#### [WHAT IS NEEDED]
Find how many lines in the material contain "components"; your answer should be that number alone.

#### [INFORMATION SHOWN]
□ □ □ □ □ □ □
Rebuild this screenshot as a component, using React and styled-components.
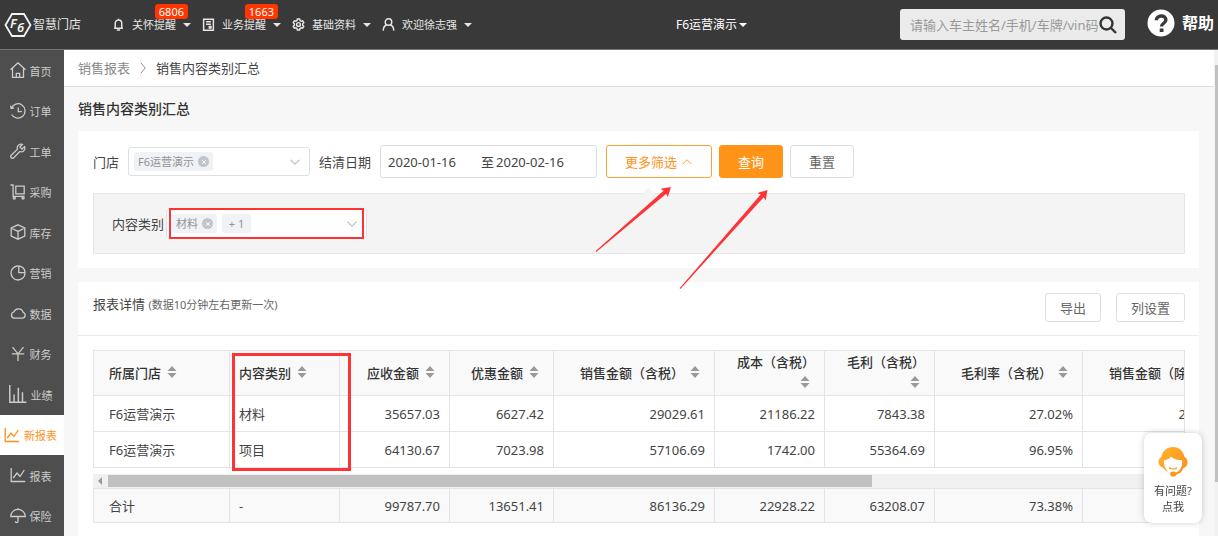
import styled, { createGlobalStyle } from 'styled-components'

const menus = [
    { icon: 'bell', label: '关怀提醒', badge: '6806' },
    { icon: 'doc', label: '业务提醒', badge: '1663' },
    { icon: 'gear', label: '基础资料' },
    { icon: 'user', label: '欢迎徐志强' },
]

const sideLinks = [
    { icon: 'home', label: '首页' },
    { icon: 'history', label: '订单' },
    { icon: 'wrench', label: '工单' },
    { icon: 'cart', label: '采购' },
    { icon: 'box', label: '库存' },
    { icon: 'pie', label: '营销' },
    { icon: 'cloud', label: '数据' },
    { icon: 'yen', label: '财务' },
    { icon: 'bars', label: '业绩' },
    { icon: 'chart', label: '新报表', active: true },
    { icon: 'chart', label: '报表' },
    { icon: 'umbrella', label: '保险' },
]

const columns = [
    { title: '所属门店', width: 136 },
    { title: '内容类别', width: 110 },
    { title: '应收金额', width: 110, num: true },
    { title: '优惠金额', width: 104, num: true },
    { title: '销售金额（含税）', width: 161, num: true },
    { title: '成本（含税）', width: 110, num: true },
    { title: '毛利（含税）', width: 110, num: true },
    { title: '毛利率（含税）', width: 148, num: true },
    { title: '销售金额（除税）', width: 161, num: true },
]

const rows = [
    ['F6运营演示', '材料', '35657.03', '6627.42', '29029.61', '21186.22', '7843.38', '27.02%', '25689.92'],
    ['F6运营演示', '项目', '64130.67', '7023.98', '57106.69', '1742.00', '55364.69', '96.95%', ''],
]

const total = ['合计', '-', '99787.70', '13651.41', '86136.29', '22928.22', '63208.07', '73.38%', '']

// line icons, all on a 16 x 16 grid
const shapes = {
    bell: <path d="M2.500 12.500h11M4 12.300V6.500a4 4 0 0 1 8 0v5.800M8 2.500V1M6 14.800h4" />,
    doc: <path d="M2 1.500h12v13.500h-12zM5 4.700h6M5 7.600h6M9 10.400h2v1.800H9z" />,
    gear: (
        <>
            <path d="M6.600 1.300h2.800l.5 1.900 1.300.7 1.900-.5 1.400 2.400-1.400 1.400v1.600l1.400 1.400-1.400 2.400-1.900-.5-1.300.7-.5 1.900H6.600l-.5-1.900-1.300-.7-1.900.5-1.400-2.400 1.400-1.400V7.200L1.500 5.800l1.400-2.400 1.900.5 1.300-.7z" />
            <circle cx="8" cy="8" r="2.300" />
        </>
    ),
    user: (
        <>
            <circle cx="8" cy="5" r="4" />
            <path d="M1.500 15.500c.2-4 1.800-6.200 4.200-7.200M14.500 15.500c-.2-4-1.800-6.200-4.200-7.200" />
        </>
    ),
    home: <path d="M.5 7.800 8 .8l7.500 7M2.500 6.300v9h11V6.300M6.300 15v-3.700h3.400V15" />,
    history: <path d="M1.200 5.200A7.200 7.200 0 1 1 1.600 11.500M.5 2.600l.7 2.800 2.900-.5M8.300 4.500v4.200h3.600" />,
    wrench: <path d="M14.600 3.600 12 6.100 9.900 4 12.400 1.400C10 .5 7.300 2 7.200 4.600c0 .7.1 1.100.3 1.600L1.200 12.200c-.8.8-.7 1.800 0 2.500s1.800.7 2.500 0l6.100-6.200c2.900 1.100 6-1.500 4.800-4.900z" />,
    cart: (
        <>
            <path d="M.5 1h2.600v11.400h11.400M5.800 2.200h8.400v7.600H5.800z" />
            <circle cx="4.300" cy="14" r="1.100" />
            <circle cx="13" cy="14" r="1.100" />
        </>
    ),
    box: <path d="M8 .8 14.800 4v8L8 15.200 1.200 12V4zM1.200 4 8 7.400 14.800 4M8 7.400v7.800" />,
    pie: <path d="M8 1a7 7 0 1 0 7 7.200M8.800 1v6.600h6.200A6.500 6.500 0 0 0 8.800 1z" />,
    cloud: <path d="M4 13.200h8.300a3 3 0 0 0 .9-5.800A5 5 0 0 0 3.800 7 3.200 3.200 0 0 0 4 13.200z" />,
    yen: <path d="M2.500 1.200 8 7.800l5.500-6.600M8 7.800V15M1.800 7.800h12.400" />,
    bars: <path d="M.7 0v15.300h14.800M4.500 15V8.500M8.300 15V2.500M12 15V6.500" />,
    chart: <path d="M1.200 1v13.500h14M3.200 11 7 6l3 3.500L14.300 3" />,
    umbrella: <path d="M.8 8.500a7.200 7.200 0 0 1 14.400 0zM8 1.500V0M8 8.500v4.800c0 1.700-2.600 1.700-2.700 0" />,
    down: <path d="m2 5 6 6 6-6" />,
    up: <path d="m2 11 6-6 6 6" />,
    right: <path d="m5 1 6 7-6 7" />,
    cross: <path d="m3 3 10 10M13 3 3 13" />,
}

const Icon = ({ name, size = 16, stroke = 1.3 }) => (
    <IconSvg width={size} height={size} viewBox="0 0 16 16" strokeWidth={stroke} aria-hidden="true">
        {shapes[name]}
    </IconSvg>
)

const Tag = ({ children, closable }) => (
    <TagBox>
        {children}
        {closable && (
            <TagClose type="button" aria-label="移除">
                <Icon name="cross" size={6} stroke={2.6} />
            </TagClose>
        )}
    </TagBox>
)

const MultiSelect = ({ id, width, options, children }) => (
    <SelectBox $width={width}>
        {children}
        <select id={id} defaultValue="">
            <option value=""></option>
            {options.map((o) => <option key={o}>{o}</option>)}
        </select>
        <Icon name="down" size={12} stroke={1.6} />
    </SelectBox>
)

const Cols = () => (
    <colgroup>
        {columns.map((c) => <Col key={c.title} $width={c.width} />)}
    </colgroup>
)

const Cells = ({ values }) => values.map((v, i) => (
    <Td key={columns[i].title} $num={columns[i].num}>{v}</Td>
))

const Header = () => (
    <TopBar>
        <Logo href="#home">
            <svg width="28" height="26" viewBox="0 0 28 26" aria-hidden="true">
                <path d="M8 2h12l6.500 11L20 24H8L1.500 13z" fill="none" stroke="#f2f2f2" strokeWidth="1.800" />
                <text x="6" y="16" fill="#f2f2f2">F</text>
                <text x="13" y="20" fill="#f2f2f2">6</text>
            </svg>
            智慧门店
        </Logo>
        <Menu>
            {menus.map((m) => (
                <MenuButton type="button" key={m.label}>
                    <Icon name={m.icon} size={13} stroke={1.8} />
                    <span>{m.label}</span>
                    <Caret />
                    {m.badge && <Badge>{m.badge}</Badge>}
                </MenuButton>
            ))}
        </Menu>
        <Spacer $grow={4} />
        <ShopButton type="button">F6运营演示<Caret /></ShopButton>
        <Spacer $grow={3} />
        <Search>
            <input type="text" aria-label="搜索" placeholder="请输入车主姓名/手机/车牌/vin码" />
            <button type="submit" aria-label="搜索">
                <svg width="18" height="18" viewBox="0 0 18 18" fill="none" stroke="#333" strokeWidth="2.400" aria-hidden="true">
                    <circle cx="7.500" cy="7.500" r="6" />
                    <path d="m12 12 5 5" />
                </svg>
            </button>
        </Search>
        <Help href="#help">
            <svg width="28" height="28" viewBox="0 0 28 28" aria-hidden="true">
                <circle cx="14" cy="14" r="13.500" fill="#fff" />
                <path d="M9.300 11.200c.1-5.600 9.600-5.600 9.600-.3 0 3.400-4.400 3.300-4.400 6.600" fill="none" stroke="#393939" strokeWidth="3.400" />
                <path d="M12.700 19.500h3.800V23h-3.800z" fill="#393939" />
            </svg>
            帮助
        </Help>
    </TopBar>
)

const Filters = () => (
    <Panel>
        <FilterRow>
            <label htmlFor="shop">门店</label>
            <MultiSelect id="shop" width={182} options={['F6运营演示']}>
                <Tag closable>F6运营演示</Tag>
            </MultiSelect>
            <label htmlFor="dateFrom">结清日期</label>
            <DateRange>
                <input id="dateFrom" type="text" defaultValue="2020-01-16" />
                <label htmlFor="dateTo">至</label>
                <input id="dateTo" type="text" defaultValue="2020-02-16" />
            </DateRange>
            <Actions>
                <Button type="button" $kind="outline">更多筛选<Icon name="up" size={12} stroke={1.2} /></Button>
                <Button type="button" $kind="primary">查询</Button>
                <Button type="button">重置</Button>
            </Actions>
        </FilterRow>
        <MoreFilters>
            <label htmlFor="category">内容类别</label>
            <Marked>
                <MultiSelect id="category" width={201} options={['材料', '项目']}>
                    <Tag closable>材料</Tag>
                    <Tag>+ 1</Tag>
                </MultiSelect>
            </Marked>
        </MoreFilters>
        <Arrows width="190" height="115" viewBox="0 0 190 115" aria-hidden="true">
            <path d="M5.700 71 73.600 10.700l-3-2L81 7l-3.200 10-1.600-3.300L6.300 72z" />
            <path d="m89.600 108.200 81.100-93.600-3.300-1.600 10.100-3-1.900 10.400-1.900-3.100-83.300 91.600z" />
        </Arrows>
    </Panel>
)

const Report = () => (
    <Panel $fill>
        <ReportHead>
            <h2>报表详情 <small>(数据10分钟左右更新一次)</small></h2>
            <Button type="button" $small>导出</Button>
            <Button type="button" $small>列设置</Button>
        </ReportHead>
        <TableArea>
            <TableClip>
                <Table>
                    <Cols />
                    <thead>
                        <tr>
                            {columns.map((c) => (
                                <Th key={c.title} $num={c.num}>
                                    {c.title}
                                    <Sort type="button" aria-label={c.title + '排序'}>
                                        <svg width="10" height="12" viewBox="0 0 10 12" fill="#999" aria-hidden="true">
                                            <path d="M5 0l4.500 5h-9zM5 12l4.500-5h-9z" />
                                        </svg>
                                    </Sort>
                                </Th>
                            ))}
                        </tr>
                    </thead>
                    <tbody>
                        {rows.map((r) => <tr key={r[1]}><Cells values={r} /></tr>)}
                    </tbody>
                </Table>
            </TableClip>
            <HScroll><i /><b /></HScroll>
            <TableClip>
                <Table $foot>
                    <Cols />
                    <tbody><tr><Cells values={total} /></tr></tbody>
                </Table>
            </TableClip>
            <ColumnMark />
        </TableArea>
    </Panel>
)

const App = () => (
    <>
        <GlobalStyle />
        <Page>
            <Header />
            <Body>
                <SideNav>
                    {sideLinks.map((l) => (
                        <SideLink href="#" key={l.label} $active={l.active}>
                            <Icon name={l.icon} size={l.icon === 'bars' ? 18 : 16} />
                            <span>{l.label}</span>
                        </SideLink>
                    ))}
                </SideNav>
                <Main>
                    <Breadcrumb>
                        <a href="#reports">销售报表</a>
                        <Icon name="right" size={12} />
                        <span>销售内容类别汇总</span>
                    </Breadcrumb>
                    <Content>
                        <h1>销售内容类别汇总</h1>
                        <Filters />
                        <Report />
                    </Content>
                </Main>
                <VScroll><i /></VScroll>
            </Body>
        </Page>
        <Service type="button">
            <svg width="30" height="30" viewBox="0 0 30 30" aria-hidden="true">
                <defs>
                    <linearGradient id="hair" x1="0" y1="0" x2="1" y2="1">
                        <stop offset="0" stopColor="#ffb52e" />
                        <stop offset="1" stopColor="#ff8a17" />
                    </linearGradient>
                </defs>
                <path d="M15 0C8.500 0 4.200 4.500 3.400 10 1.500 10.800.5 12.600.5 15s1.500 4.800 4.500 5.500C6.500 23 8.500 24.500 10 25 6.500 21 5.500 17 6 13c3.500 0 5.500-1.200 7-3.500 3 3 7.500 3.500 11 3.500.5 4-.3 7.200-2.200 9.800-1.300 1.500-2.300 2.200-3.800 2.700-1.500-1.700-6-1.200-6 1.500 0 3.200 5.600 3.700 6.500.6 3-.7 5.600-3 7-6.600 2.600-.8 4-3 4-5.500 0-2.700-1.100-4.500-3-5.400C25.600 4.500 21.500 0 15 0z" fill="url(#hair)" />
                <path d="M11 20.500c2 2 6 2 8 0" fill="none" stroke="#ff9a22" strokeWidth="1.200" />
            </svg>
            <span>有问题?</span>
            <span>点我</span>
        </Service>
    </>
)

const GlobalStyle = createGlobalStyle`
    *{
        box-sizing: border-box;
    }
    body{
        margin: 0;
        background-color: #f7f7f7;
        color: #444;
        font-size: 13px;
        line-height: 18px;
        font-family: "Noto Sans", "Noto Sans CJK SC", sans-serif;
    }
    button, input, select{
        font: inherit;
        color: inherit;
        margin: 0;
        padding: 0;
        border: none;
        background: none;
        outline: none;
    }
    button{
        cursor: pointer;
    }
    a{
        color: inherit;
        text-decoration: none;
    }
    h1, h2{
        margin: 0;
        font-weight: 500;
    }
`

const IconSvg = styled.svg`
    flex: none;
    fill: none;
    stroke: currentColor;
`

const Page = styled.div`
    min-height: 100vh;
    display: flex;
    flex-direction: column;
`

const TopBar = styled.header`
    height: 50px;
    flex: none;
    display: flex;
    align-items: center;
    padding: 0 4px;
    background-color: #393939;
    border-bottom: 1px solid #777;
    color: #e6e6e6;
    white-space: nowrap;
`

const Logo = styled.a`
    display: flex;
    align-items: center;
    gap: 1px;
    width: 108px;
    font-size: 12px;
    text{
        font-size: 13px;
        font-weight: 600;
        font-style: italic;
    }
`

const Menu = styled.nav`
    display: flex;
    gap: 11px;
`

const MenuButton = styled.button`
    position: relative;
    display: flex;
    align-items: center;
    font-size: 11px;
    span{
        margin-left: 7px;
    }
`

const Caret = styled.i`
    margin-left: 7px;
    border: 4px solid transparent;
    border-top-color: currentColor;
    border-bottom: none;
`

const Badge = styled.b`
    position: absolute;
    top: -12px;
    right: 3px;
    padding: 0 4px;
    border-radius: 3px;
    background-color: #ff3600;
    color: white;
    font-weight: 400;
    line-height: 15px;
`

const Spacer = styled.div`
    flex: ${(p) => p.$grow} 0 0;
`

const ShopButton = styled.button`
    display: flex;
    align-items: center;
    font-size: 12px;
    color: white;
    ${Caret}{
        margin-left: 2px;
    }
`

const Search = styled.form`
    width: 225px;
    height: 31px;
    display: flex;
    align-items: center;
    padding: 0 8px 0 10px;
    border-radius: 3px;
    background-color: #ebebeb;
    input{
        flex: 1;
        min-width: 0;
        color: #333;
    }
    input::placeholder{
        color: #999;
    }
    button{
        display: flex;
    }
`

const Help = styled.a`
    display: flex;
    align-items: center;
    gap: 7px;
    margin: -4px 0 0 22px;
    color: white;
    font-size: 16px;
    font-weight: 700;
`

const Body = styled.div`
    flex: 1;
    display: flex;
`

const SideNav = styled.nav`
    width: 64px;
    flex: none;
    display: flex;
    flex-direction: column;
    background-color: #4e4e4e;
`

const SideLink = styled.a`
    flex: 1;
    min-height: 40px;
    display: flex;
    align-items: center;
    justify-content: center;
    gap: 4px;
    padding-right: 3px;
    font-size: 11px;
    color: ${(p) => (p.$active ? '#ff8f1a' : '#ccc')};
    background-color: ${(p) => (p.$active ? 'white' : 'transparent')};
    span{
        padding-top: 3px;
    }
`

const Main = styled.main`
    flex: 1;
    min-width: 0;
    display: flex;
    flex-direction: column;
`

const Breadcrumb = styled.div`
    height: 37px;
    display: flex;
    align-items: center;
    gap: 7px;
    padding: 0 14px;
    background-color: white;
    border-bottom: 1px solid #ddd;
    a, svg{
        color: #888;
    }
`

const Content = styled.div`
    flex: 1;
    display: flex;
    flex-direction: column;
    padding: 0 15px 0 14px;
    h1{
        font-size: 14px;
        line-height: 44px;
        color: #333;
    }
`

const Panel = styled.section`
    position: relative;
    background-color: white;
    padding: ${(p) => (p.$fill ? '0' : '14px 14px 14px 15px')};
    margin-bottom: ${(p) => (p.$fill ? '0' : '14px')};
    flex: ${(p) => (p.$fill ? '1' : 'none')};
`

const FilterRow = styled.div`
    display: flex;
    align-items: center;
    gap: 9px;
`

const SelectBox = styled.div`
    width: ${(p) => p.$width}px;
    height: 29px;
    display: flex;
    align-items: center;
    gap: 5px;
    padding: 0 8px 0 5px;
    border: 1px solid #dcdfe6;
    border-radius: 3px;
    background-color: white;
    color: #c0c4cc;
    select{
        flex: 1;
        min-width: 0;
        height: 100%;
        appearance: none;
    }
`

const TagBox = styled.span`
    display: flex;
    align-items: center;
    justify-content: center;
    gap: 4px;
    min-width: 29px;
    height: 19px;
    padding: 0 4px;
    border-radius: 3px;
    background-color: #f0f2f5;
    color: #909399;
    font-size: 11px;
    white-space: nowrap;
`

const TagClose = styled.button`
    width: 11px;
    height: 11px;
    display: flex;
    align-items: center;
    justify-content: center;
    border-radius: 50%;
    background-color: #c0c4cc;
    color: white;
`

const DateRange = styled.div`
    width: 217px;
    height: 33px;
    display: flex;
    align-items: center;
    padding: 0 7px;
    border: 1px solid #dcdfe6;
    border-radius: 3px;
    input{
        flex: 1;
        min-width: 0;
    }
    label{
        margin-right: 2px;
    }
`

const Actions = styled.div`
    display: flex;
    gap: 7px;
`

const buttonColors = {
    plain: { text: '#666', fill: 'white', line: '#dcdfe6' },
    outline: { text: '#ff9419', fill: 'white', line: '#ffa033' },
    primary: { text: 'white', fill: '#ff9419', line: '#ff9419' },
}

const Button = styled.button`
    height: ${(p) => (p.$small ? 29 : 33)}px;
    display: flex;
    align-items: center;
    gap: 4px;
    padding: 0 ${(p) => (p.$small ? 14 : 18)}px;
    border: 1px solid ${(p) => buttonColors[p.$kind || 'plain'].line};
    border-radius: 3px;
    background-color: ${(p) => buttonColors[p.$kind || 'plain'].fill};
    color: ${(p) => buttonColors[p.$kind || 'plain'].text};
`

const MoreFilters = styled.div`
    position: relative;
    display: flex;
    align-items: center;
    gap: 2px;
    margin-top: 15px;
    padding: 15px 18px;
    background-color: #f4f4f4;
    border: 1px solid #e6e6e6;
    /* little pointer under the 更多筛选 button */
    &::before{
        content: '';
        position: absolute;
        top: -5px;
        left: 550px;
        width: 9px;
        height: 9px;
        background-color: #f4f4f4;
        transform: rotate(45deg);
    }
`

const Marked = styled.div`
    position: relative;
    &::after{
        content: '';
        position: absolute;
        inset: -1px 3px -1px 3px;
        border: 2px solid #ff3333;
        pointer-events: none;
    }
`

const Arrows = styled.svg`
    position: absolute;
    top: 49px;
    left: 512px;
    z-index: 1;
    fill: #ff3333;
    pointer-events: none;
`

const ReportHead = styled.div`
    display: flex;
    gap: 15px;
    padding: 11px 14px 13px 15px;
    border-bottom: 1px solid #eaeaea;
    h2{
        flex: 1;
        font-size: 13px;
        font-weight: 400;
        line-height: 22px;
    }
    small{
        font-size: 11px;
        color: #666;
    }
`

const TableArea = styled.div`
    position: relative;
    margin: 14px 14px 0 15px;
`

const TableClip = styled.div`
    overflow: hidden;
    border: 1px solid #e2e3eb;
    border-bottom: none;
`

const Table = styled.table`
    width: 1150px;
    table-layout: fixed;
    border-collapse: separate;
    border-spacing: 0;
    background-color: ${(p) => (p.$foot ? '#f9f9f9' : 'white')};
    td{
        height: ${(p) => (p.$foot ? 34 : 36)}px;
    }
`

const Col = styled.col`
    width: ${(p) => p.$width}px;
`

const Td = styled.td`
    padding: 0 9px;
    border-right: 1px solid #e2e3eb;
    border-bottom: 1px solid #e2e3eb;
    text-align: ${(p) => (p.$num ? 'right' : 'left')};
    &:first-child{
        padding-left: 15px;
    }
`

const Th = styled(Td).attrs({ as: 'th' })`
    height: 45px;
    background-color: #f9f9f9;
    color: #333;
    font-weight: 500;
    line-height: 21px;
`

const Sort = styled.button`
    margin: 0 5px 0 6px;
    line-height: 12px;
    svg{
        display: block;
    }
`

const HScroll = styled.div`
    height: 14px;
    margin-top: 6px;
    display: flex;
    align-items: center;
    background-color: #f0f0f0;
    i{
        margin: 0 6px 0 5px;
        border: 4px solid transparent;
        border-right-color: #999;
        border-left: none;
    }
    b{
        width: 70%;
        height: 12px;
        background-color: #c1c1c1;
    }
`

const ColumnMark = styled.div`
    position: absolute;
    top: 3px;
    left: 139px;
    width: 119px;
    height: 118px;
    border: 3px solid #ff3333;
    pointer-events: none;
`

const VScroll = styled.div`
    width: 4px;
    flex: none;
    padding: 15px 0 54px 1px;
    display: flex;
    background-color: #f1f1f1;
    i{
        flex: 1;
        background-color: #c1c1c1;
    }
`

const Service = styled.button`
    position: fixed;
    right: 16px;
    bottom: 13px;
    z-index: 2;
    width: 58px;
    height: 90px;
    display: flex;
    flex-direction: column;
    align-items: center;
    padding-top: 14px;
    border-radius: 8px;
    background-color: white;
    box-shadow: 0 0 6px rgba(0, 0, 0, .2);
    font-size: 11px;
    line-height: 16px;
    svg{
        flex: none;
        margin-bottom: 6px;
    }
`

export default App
□ □ □ □ □ □ □
#### [EXERCISE OUTPUT]
2